As for fund managers themselves, they see a variety of opportunities in the current environment. “Regardless of where in the world you live, if you look at your options on equity markets, you’d look at the Alternative Investment Market [the junior market of the London Stock Exchange] and say that’s where some of the best opportunities lie today,” argues James Henderson, co-manager of the multi-cap Henderson Opportunities (LSE:HOT) Trust and Lowland (LSE:LWI) Investment Company.
On a sector basis, Henderson picks out two areas of interest. “One growth sector we like is alternative energy – the heatwave in Europe is a sign that climate change is at a critical point, and we look at hydrogen-based technology businesses ITM Power (LSE:ITM) and Ceres Power (LSE:CWR) and see they are making real progress in an area of serious growth,” he explains.
“We also like fintech – a company such as mobile payments business Boku (LSE:BOKU) is not affected by interest rates, but when rates fall risk appetite rises and at that point I think investors will revisit its share price,” Henderson adds.
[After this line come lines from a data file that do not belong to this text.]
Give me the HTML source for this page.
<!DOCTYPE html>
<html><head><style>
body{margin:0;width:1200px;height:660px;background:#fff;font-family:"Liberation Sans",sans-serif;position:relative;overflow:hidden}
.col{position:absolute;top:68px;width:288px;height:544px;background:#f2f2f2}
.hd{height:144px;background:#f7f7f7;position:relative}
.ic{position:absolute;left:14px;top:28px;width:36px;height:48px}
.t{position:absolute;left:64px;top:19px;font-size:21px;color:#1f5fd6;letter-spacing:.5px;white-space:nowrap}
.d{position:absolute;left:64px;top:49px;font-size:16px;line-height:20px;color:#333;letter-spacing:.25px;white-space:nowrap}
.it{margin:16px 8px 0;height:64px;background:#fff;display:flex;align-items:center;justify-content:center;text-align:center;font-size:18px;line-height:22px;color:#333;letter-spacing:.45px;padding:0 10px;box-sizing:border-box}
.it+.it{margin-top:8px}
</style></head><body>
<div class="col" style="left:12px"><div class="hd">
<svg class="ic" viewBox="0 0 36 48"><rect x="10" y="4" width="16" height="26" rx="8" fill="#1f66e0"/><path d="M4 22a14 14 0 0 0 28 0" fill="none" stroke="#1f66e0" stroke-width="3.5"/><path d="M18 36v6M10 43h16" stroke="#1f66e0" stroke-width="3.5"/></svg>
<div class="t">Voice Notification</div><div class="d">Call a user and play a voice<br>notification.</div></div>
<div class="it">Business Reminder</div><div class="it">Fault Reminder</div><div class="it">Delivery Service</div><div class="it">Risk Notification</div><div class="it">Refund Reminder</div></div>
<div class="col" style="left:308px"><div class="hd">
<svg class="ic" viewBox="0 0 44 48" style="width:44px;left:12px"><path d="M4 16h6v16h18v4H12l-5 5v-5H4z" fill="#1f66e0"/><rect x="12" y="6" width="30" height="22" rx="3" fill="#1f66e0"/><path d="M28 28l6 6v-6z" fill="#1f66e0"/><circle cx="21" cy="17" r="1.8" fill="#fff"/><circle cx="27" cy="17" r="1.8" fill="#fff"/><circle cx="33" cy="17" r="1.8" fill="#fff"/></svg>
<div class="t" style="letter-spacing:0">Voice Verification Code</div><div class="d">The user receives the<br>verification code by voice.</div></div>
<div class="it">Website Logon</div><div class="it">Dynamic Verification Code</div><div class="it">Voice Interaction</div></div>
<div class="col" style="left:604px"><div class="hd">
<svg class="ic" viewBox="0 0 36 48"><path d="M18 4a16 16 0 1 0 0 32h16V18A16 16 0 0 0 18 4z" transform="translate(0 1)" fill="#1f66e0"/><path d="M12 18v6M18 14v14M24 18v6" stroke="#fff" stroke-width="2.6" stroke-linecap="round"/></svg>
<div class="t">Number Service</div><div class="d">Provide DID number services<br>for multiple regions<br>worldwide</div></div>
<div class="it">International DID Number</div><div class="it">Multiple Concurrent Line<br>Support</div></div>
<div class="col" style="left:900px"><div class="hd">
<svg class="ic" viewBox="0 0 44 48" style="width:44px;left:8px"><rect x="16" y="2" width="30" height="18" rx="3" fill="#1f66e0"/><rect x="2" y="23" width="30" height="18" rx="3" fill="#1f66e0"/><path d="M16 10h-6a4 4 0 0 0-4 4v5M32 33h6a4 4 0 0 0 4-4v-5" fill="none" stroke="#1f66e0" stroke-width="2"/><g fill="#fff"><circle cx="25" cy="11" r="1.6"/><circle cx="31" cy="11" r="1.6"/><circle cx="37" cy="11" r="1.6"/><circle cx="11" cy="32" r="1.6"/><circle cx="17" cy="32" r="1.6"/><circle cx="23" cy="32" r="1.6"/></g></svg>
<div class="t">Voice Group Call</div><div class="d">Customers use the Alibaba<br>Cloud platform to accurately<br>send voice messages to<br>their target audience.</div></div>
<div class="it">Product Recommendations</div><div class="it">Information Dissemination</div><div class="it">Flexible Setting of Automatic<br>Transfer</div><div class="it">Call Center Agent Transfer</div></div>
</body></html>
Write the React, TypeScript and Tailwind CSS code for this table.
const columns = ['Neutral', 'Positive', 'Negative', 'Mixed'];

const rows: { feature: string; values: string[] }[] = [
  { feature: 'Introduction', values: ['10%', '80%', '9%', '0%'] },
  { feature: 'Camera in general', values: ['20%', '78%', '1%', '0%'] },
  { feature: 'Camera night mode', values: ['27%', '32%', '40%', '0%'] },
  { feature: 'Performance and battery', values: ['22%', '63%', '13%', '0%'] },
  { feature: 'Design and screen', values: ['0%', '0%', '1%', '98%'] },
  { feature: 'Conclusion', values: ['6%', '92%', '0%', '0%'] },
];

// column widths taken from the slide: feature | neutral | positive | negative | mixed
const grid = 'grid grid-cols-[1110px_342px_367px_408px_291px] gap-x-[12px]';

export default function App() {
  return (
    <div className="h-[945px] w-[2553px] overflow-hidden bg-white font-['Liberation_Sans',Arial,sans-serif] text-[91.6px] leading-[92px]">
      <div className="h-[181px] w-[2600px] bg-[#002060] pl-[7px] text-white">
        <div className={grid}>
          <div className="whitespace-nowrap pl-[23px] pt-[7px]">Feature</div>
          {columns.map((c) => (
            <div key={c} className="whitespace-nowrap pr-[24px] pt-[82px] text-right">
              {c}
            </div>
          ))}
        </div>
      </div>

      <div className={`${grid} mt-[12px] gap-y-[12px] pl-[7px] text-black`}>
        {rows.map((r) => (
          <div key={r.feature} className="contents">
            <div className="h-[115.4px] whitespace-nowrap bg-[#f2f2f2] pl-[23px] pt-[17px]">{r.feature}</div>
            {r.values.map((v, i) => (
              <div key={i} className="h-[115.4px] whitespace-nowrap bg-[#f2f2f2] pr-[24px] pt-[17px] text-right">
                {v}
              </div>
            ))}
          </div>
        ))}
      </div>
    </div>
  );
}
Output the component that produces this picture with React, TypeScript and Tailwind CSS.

At Artemis UK Smaller Companies, Niznik points to valuation opportunities in consumer discretionary stocks. “Examples include Moonpig (LSE:MOON), the market leader in online greeting cards, DFS Furniture (LSE:DFS), the market leader in sofas, Dunelm Group (LSE:DNLM), the market leader in soft furnishings, and Halfords (LSE:HFD), the market leader in car servicing,” he says. “We believe all these businesses have the balance sheets to withstand a tougher backdrop in the short term should it materialise.”
Other portfolio holdings include H&T Group (LSE:HAT), the UK’s largest pawnbroker. “It’s providing an important service at a time when competitors like payday and home-collected credit lenders have fallen away,” Niznik says. He also singles out the telecoms business Gamma Communications (LSE:GAMA).
“It’s got a strong customer ethos and innovation, which has driven strong organic growth,” Niznik says. “The business is a clear market leader in the niches in which it operates and that has generated strong double-digit increases in earnings per share over all but one year in the past decade.”